## Material provided

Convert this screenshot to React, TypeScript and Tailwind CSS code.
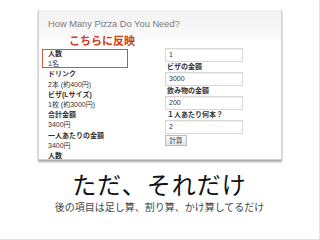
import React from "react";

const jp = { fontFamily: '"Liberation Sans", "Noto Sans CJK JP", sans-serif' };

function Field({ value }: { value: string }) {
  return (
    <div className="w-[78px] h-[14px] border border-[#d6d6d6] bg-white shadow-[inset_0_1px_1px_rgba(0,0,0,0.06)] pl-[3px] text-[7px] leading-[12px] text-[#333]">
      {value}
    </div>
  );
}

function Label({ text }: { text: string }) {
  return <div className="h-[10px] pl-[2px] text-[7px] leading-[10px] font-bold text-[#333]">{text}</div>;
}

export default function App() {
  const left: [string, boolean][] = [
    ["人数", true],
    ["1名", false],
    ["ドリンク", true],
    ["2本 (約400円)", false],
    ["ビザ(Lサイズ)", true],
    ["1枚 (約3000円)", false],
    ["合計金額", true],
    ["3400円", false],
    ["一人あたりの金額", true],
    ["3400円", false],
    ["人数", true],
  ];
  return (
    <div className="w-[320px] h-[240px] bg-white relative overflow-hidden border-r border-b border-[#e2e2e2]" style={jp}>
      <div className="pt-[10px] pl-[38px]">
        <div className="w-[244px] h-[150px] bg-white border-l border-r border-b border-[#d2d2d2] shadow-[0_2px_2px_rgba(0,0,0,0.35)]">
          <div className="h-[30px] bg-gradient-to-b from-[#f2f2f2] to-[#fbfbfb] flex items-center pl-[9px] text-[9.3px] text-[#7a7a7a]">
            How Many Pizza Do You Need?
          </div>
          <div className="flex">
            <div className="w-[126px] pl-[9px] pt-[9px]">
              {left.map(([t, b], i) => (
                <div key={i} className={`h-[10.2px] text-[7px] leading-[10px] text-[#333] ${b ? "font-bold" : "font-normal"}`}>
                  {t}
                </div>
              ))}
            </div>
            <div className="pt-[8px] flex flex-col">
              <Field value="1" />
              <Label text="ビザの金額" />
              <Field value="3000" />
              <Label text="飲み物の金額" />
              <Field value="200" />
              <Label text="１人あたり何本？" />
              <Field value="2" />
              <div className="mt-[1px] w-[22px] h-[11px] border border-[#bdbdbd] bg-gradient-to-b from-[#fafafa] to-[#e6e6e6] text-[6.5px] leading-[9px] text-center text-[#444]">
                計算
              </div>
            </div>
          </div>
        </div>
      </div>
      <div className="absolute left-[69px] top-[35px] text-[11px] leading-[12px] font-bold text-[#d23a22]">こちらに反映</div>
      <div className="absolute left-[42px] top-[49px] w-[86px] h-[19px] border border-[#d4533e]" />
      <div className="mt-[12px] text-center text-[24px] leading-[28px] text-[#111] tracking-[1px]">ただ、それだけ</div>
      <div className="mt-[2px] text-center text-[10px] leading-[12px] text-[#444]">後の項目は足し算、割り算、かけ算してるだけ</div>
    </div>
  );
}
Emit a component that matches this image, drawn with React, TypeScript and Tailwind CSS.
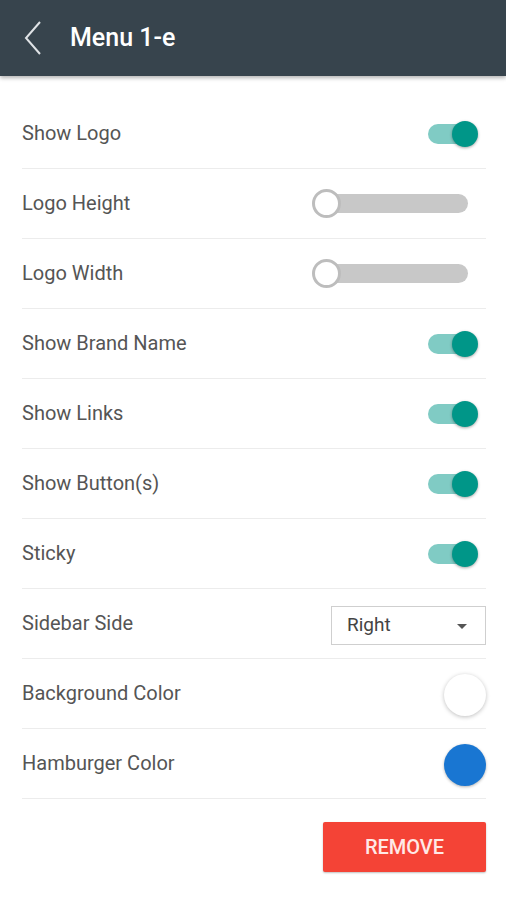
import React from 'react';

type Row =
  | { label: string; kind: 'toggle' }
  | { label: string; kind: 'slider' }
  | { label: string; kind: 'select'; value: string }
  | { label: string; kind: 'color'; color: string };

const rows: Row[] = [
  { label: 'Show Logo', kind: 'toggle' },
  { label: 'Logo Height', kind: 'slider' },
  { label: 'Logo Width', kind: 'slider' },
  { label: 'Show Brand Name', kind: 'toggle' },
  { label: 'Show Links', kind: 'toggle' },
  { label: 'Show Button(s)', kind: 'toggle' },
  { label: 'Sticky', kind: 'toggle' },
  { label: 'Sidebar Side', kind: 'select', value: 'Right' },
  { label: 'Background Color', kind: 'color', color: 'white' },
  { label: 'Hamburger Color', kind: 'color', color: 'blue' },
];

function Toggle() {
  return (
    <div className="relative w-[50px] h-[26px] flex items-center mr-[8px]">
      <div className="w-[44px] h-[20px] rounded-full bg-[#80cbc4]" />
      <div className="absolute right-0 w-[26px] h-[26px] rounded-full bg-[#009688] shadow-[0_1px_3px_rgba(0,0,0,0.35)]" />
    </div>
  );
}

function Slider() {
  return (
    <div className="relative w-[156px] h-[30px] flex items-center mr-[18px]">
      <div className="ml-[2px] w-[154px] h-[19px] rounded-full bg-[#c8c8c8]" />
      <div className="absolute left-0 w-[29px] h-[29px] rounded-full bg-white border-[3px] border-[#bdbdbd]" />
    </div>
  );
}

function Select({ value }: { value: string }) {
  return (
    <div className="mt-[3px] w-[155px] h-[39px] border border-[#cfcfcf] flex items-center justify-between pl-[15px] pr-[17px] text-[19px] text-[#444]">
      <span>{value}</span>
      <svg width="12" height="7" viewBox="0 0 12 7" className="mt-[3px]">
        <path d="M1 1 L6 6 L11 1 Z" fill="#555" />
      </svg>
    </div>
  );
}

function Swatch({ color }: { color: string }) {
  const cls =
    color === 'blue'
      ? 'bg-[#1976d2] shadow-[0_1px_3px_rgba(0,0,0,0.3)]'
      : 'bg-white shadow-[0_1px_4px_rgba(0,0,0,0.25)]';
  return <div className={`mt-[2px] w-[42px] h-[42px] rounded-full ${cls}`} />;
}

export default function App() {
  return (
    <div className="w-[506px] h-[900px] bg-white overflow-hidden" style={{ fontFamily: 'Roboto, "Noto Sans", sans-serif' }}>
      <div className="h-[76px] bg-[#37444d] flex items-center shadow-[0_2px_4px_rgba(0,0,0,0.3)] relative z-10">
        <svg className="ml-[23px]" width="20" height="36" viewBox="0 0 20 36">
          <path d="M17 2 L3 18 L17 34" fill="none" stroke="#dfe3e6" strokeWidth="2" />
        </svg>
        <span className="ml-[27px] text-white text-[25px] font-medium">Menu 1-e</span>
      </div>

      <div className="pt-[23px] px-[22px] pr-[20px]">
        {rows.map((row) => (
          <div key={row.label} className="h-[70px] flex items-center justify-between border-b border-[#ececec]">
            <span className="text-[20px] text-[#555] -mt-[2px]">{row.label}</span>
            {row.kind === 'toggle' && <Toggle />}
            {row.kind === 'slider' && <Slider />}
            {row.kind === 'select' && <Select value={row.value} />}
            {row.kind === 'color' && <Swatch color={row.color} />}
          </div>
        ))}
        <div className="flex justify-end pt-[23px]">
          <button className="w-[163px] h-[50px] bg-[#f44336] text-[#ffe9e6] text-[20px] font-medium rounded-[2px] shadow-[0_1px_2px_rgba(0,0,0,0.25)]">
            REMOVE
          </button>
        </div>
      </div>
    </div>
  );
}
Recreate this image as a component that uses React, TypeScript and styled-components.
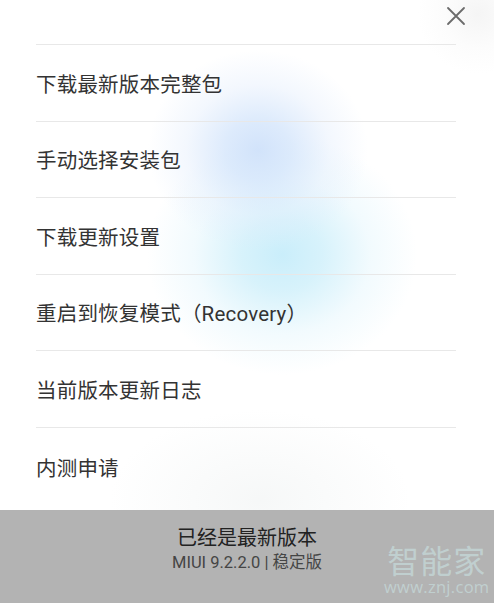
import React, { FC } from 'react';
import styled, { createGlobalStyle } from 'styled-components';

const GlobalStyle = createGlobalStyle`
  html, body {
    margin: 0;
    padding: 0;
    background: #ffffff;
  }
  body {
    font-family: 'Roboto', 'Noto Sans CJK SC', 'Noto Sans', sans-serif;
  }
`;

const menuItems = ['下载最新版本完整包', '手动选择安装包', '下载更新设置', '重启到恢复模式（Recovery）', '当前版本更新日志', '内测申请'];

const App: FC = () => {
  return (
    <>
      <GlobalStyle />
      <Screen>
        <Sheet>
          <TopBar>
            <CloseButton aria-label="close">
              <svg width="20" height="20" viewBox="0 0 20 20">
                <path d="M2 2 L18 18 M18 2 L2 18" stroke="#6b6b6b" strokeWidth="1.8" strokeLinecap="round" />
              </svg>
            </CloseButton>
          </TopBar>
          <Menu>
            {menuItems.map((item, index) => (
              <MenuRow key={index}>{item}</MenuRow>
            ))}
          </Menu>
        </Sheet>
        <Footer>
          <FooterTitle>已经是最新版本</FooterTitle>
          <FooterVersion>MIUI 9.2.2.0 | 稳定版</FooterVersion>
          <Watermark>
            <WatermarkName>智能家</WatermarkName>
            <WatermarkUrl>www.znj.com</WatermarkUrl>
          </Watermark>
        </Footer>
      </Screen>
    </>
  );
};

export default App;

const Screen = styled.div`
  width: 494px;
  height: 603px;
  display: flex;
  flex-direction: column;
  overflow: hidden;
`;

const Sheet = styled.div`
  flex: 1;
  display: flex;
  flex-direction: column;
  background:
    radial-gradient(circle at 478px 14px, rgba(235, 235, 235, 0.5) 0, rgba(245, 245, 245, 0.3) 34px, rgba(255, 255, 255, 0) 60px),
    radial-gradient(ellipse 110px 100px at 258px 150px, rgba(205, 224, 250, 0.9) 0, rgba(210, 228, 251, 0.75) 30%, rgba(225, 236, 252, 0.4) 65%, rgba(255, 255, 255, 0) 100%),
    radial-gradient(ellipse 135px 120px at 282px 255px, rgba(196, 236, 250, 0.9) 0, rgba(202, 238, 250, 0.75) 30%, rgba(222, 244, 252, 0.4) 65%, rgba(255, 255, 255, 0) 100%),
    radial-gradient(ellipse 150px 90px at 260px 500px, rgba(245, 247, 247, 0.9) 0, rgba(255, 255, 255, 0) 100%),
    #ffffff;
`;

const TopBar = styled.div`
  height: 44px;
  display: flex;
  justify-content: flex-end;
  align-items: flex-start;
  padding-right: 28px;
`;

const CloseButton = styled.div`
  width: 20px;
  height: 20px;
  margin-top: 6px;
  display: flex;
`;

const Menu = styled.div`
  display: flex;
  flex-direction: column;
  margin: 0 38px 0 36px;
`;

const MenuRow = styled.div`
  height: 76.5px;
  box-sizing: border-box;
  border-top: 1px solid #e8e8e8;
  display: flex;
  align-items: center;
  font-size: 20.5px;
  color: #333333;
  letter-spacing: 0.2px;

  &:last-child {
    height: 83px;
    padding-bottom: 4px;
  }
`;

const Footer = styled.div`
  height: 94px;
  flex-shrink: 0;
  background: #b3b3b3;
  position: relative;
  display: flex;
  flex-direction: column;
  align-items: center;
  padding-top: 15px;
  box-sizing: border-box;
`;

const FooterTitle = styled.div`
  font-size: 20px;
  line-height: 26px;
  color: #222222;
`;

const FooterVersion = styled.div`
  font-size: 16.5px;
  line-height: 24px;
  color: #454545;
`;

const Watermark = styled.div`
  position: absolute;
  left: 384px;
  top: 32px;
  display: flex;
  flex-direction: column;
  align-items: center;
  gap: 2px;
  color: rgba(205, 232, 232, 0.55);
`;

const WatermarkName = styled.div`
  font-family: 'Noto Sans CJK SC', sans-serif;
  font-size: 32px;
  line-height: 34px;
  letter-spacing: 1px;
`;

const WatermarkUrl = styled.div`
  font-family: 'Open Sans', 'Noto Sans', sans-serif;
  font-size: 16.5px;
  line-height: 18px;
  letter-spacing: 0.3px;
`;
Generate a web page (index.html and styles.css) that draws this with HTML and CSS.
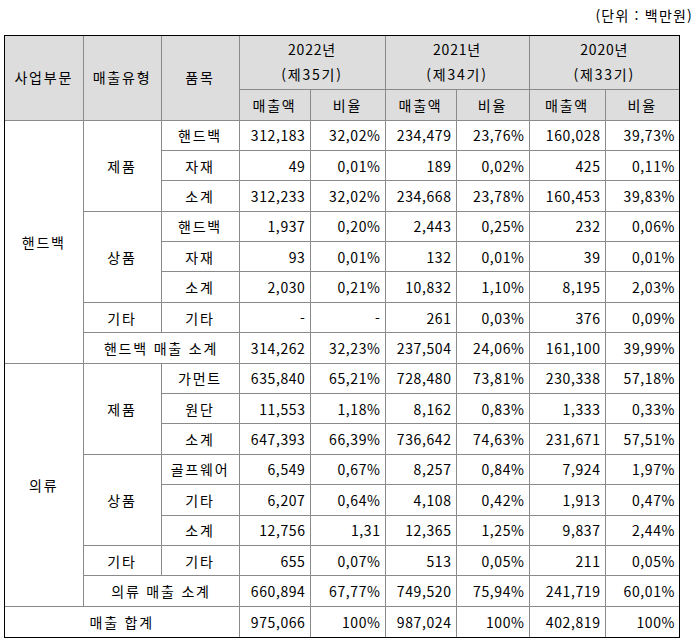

## Exercise brief
Count the lines in the records above that hold the word "index", and give only that number.

## Written answer
3